Argentina, Brazil’s joint currency is terrible idea, says Krugman

Published: 29 Jan 2023 - 10:29 pm | Last Updated: 29 Jan 2023 - 10:32 pm
Brazil's President Luiz Inacio Lula da Silva (left) and Argentina's President Alberto Fernandez attend a bilateral agreement signing ceremony, during Lula da Silva's first official visit abroad since his inauguration, at the Casa Rosada presidential palace in Buenos Aires, Argentina, January 23, 2023. (REUTERS/Agustin Marcarian)

Brazil's President Luiz Inacio Lula da Silva (left) and Argentina's President Alberto Fernandez attend a bilateral agreement signing ceremony, during Lula da Silva's first official visit abroad since his inauguration, at the Casa Rosada presidential palace in Buenos Aires, Argentina, January 23, 2023. (REUTERS/Agustin Marcarian)

Bloomberg

Nobel-Prize-winning economist Paul Krugman said the proposed currency union between Argentina and Brazil is a "terrible idea” dreamed up by someone with a limited understanding of economics, adding to public criticism of the plan both country’s leaders are pushing.

"A shared currency may make sense between economies that are each other’s major trading partners and are similar enough that they won’t face large asymmetrical shocks,” Krugman said in a Twitter thread on Sunday.

Despite being neighbors and trading partners, Brazil sends only 4.2% of its exports to Argentina, while Argentina’s exports to Brazil are 15%, Krugman said.

He also pointed out the countries’ trading structures differ greatly, with Argentine exports being basically all agriculture, and more than half of Brazil’s being manufactured goods or fuel. "So shocks to the world economy likely to cause big changes in equilibrium real exchange rate,” Krugman wrote.

Recently elected Brazil President Luiz Inacio Lula da Silva and his Argentine counterpart, Alberto Fernandez, announced their intentions to discuss a "common South American currency” in an open letter published last weekend in an Argentine newspaper.

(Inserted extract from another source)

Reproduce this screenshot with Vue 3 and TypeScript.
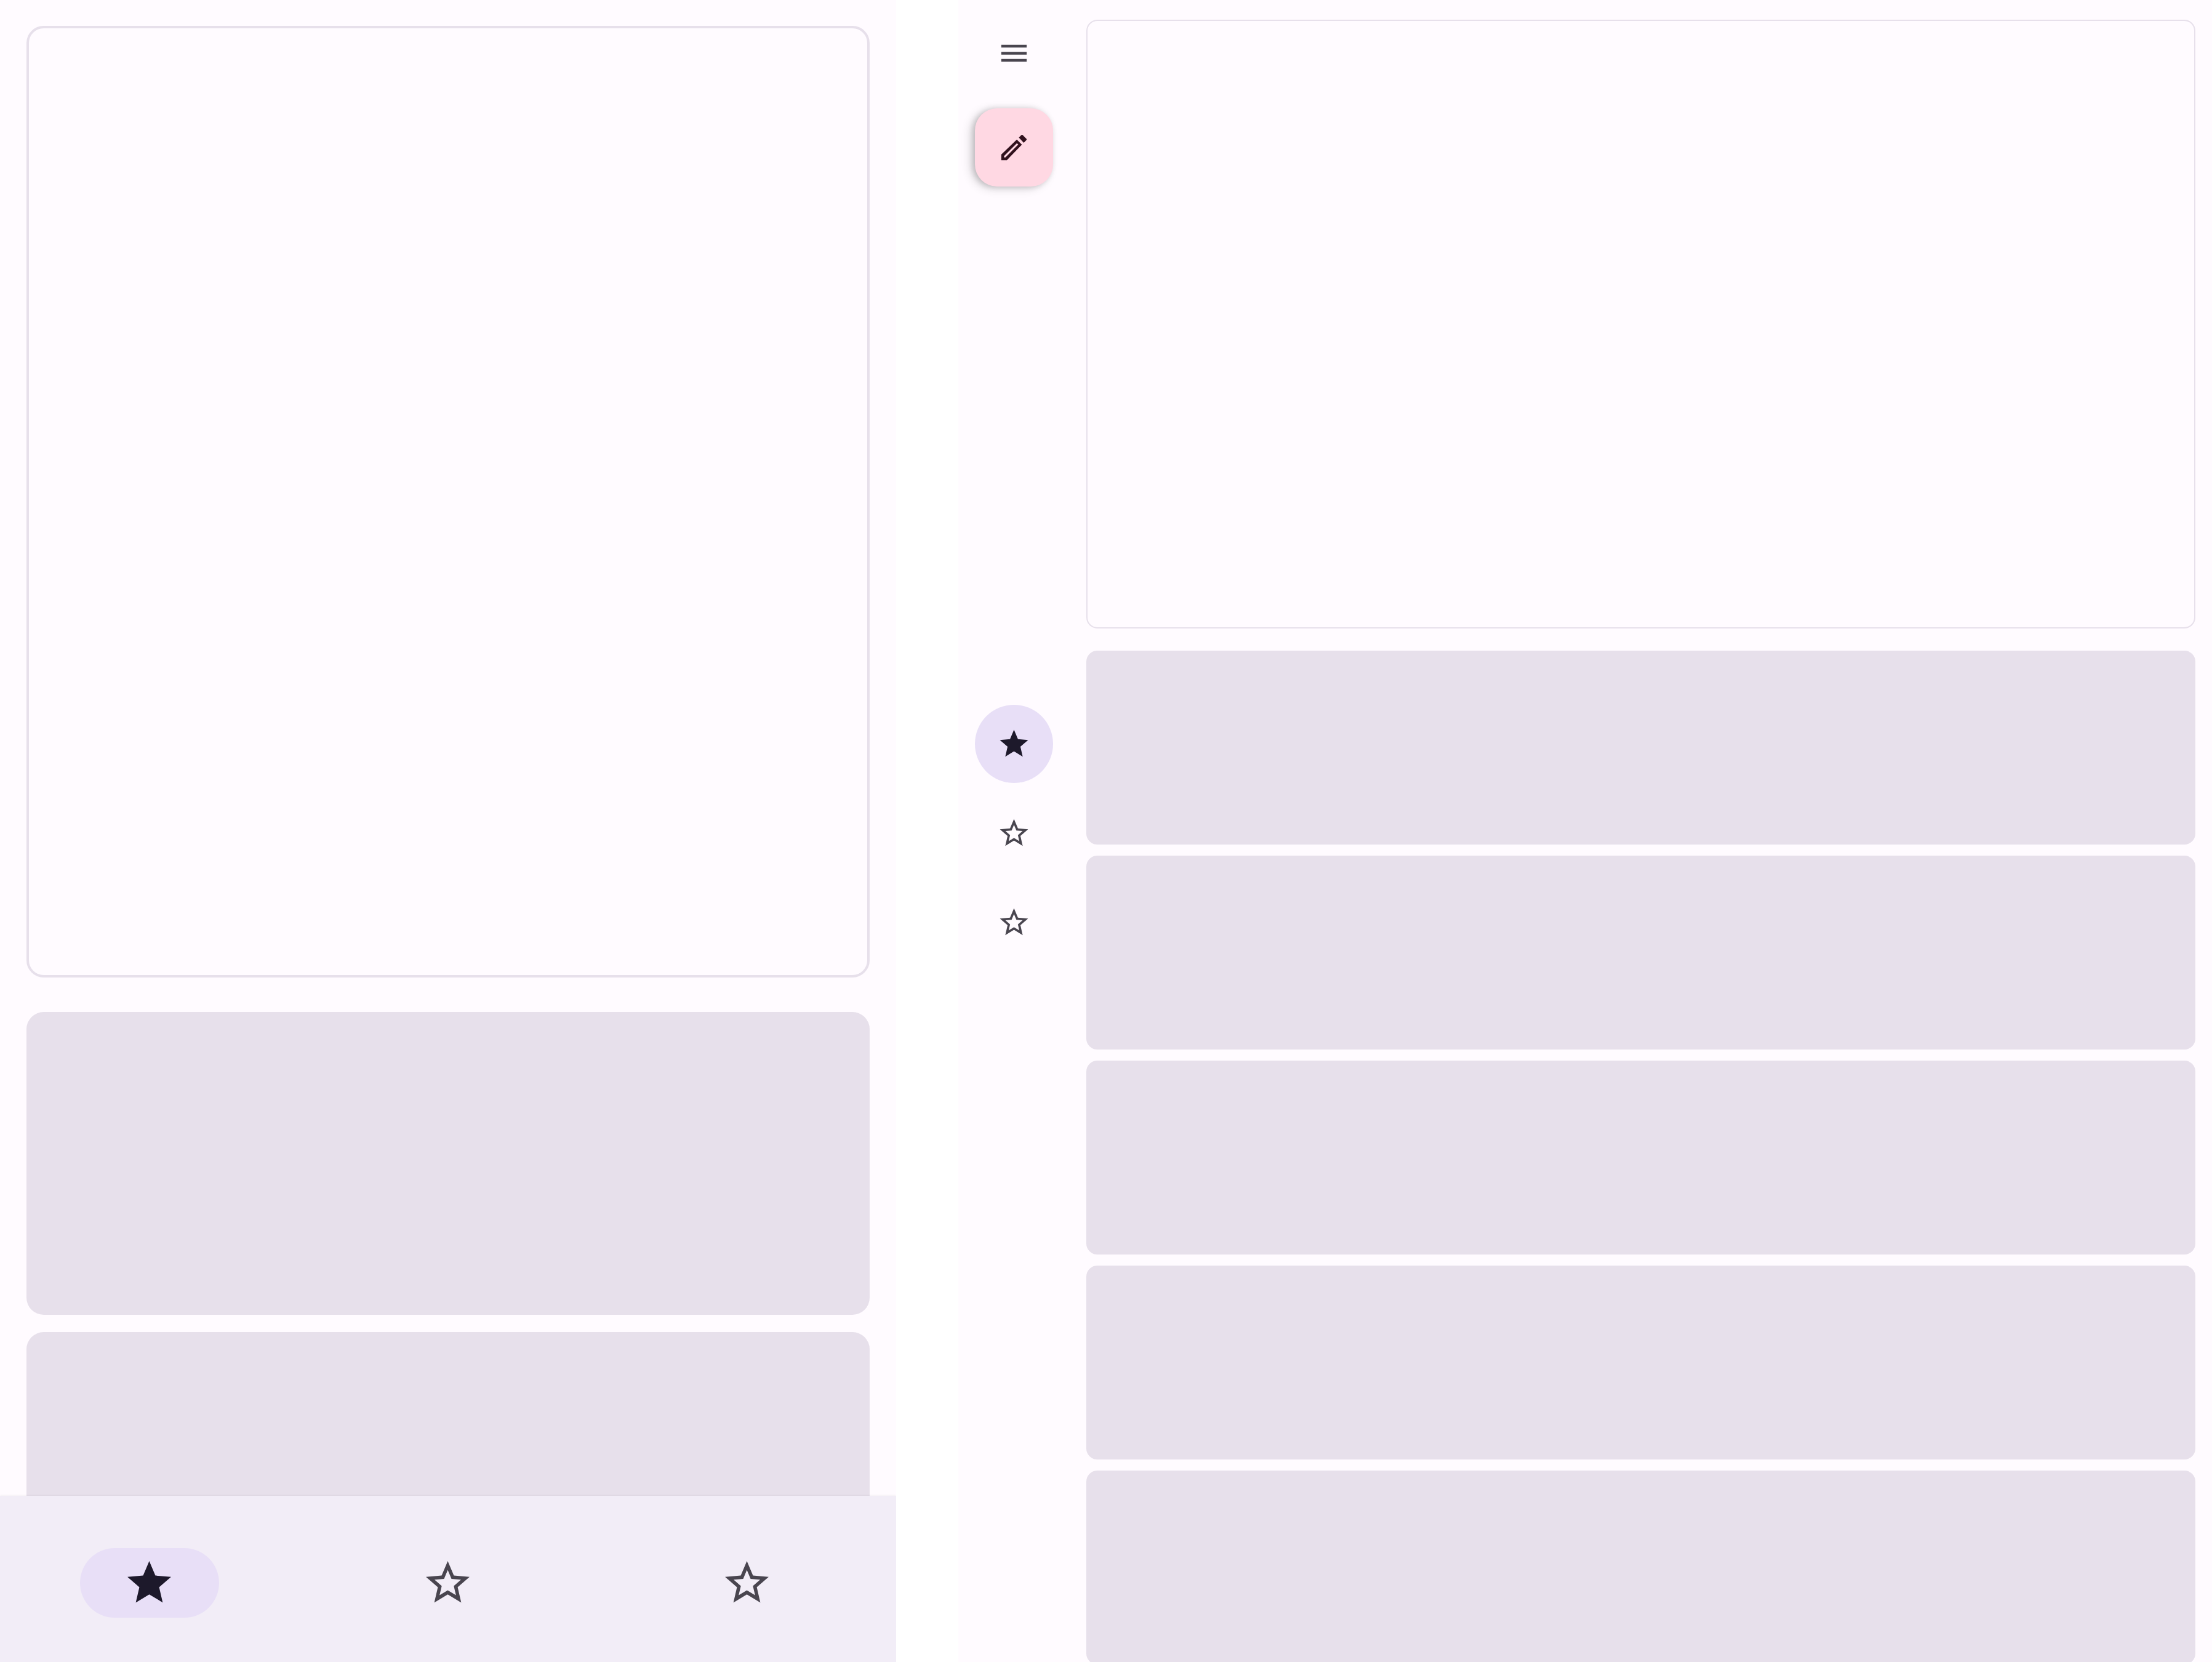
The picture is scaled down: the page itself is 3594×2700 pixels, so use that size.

The unit would be used "for financial and commercial trade, in order to reduce operational costs and lower our external vulnerability” to the dollar, they wrote.

The announcement came amid a summit of the Community of Latin American and Caribbean States. There, finance ministers of both countries clarified they are thinking of "common means of payment” that would not replace their own domestic currencies.